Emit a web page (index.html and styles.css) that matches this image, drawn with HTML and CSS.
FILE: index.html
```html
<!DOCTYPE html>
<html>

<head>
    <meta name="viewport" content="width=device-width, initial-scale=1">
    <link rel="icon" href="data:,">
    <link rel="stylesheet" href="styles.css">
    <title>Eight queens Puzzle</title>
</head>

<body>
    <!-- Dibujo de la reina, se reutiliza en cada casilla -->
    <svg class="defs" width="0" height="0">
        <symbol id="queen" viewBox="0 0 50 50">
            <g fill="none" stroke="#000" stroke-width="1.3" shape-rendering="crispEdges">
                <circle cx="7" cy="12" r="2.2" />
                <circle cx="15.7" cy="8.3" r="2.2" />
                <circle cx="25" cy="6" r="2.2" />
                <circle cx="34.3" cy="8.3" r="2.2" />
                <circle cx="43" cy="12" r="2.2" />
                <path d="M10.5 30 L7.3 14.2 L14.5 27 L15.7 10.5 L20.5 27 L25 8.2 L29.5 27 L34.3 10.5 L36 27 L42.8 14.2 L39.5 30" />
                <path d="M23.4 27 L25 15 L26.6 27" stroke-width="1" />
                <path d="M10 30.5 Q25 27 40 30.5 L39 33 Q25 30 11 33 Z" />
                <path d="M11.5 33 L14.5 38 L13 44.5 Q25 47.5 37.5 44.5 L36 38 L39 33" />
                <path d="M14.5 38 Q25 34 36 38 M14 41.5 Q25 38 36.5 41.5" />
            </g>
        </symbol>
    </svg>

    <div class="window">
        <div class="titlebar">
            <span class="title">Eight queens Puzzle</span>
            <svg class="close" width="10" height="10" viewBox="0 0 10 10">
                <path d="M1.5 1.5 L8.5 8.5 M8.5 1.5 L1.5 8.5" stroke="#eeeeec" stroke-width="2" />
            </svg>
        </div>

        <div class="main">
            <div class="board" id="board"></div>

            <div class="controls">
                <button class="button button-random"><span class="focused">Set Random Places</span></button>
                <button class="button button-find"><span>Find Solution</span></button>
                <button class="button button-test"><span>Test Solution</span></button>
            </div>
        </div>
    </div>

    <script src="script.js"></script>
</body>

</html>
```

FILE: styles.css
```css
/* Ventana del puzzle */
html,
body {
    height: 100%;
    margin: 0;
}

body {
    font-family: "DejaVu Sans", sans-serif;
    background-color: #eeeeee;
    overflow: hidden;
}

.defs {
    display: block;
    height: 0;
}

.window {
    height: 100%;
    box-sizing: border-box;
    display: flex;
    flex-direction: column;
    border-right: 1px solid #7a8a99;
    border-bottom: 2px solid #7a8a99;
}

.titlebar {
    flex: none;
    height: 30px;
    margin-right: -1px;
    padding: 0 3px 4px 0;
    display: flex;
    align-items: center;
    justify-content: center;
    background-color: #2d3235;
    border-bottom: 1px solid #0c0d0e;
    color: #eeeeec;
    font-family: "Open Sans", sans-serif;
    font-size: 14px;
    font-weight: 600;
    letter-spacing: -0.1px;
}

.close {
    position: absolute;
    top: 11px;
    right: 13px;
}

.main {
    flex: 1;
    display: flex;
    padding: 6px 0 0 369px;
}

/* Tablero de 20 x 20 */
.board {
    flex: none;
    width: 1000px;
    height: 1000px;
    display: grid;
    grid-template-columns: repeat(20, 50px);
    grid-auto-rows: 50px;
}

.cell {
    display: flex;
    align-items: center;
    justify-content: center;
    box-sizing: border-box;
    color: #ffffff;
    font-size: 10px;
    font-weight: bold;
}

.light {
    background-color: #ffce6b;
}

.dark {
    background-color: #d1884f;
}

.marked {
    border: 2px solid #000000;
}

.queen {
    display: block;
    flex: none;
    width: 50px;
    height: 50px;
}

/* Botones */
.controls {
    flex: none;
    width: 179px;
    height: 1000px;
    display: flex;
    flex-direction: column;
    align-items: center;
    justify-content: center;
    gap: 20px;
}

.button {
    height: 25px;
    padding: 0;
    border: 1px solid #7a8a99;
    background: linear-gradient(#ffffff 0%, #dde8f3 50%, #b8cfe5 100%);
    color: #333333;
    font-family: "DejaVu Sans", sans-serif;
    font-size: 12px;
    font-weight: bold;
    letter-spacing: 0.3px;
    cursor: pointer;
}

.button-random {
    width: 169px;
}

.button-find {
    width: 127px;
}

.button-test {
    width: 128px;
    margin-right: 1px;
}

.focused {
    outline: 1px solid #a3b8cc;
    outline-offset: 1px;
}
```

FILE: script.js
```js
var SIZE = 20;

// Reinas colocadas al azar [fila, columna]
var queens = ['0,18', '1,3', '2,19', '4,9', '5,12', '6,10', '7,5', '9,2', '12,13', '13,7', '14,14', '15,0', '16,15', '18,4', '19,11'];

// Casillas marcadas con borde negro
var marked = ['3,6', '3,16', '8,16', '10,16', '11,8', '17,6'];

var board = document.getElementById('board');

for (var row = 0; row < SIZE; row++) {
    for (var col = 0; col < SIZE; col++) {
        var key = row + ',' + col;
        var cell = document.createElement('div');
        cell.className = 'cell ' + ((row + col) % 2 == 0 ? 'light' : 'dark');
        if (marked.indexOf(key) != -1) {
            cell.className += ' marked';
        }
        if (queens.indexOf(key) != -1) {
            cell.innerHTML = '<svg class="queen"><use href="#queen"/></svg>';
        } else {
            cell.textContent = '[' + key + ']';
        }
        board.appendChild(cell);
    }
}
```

→ WORK REQUIRED
From the data, list each line in which the string "styles" appears.

→ RESULT FOR THIS TASK
Emit a web page (index.html and styles.css) that matches this image, drawn with HTML and CSS.
    <link rel="stylesheet" href="styles.css">
FILE: styles.css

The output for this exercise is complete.